Shireen Taweel (b. 1990, Bankstown, lives and works in Sydney, Australia) is a multimedia installation artist whose work broaches issues of the construction of cultural heritage, knowledge and identity through language and the constantly shifting public space of the social, political and religious axiom. Her artistic practice draws from the personal experiences of being Lebanese Australian living between cultures, and how the physical spaces within her community reflect a complex cultural landscape of transformation expressed through hybridity and plurality. The project development of Shireen’s works are often site-specific, weaving local narratives and research with a focus on experimentation in material and sound through site. Shireen’s constant acquisition of traditional coppersmith artisan skills is a research vessel for community focused conceptual development, and through a progressive application of the collected artisan techniques and a manipulation of the traditional acts of making that leads to possibilities of cross-cultural discourse opening dialogues of shared histories and fluid community identities.

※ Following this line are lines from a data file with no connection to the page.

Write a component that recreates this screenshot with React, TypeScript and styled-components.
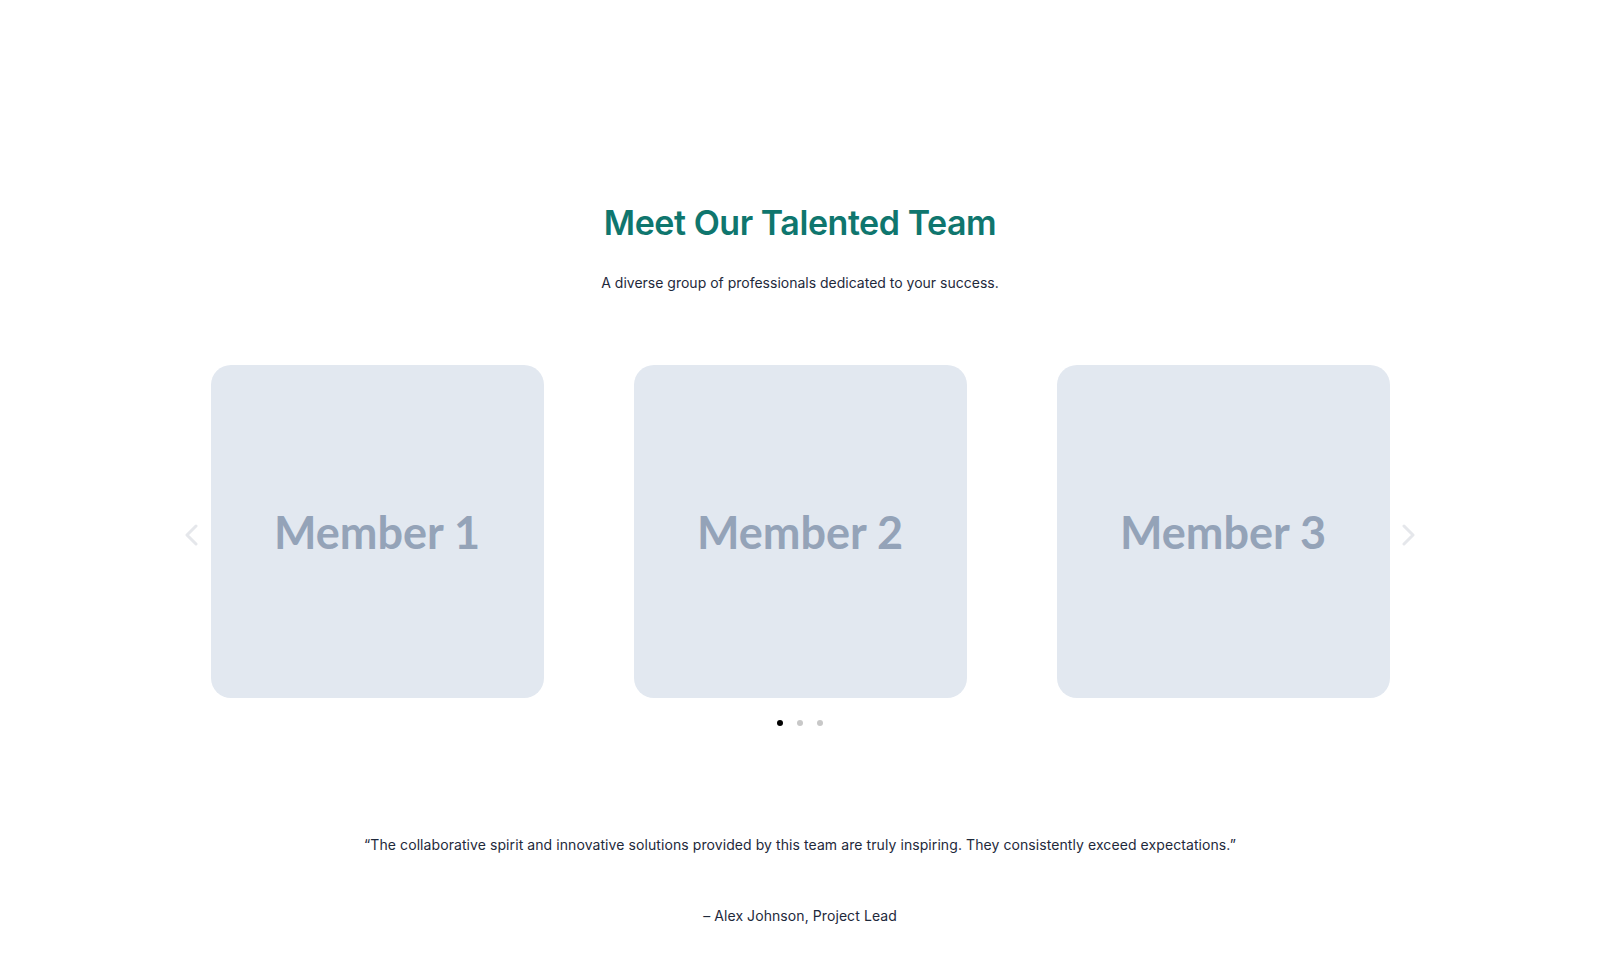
import React, { useState } from "react";
import styled, { createGlobalStyle } from "styled-components";

const GlobalStyle = createGlobalStyle`
  html, body { margin: 0; padding: 0; background: #ffffff; }
  body { font-family: "Inter", "Noto Sans", sans-serif; color: #1e293b; }
  * { box-sizing: border-box; }
`;

const Section = styled.section`
  display: flex;
  flex-direction: column;
  align-items: center;
  padding-top: 201px;
  padding-bottom: 60px;
`;

const Title = styled.h2`
  margin: 0;
  font-size: 34px;
  line-height: 43px;
  font-weight: 600;
  color: #0f766e;
  letter-spacing: -0.45px;
`;

const BodyText = styled.p`
  margin: 0;
  font-size: 14px;
  line-height: 24px;
  color: #1e293b;
  letter-spacing: 0.08px;
`;

const Subtitle = styled(BodyText)`
  margin-top: 27px;
  letter-spacing: 0;
`;

const Carousel = styled.div`
  margin-top: 70px;
  display: flex;
  align-items: center;
  gap: 11px;
`;

const Track = styled.div`
  display: flex;
  gap: 90px;
`;

const Card = styled.div`
  width: 333px;
  height: 333px;
  border-radius: 20px;
  background: #e2e8f0;
  display: flex;
  align-items: center;
  justify-content: center;
  font-family: "Lato", sans-serif;
  font-weight: 700;
  font-size: 45px;
  color: #94a3b8;
`;

const Arrow = styled.button`
  width: 16px;
  height: 24px;
  padding: 0;
  border: 0;
  background: none;
  display: flex;
  align-items: center;
  justify-content: center;
  cursor: pointer;
  margin-top: 6px;
`;

const Dots = styled.div`
  margin-top: 22px;
  display: flex;
  gap: 14px;
`;

const Dot = styled.button<{ $active: boolean }>`
  width: 6px;
  height: 6px;
  padding: 0;
  border: 0;
  border-radius: 50%;
  background: ${(p) => (p.$active ? "#000000" : "#c8c8c8")};
  cursor: pointer;
`;

const Quote = styled(BodyText)`
  margin-top: 107px;
`;

const Author = styled(BodyText)`
  margin-top: 47px;
`;

const Chevron = ({ dir }: { dir: "left" | "right" }) => (
  <svg width="13" height="22" viewBox="0 0 13 22" fill="none">
    <path
      d={dir === "left" ? "M11 2 L2 11 L11 20" : "M2 2 L11 11 L2 20"}
      stroke="#e5e7eb"
      strokeWidth="3"
      strokeLinecap="round"
      strokeLinejoin="round"
    />
  </svg>
);

const members = ["Member 1", "Member 2", "Member 3"];

export default function App() {
  const [page, setPage] = useState(0);
  return (
    <>
      <GlobalStyle />
      <Section>
        <Title>Meet Our Talented Team</Title>
        <Subtitle>A diverse group of professionals dedicated to your success.</Subtitle>
        <Carousel>
          <Arrow aria-label="Previous" onClick={() => setPage((page + 2) % 3)}>
            <Chevron dir="left" />
          </Arrow>
          <Track>
            {members.map((m) => (
              <Card key={m}>{m}</Card>
            ))}
          </Track>
          <Arrow aria-label="Next" onClick={() => setPage((page + 1) % 3)}>
            <Chevron dir="right" />
          </Arrow>
        </Carousel>
        <Dots>
          {[0, 1, 2].map((i) => (
            <Dot key={i} $active={i === page} onClick={() => setPage(i)} aria-label={`Slide ${i + 1}`} />
          ))}
        </Dots>
        <Quote>
          “The collaborative spirit and innovative solutions provided by this team are truly inspiring. They consistently exceed expectations.”
        </Quote>
        <Author>– Alex Johnson, Project Lead</Author>
      </Section>
    </>
  );
}
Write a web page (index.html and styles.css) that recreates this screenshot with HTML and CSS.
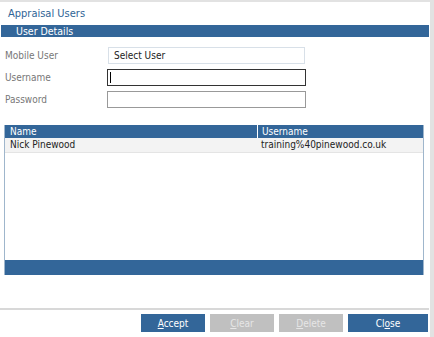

Sofiyah Ruqayah (b. 1992, Sydney) is a Sydney-based artist working across drawing, installation, collage and painting to explore the strange territories between human and nonhuman realities. She is interested in themes of mutation, dream and spirit worlds. Drawing upon imagined and felt connections between various bodies, presences and memories, as well familial and cultural myths of embodiment, Sofiyah’s practice invites us to speculate on our nonhuman origins and intertwined fates. In 2020, Sofiyah is undertaking a 12-month studio residency at Parramatta Artists’ Studios, and will present her first solo exhibition at 4A in October, as part of the Holding Patterns exhibition series. She has exhibited both locally and internationally, including group exhibitions at Lubov Gallery (New York), Peacock Gallery (Sydney) and at Casula Powerhouse Arts Centre (Sydney) with Woven Kolektif, a collective of emerging Australian artists with personal ties to Indonesia.
Watch a conversation between Lebanese-Australian artist Shireen Taweel and 4A Assistant Curator Reina Takeuchi in Taweel’s Sydney home-studio, presented as part of the 4A TALKS series.
In this episode, Taweel discusses her artistic practice and coppersmith techniques, as well as the cross-cultural histories and social relationships that inform her work, which incorporates sculpture, installation and sound. Takeuchi and Taweel also reflect on the the stories and concepts behind Taweel’s work, tracing transcendence, on view at 4A in the exhibition Holding Patterns: Shireen Taweel (3-25 September).
The interview took place on 5 September 2020 in Taweel’s studio on William Street, Darlinghurst, where city life and traffic bustle can be heard intermittently in the background.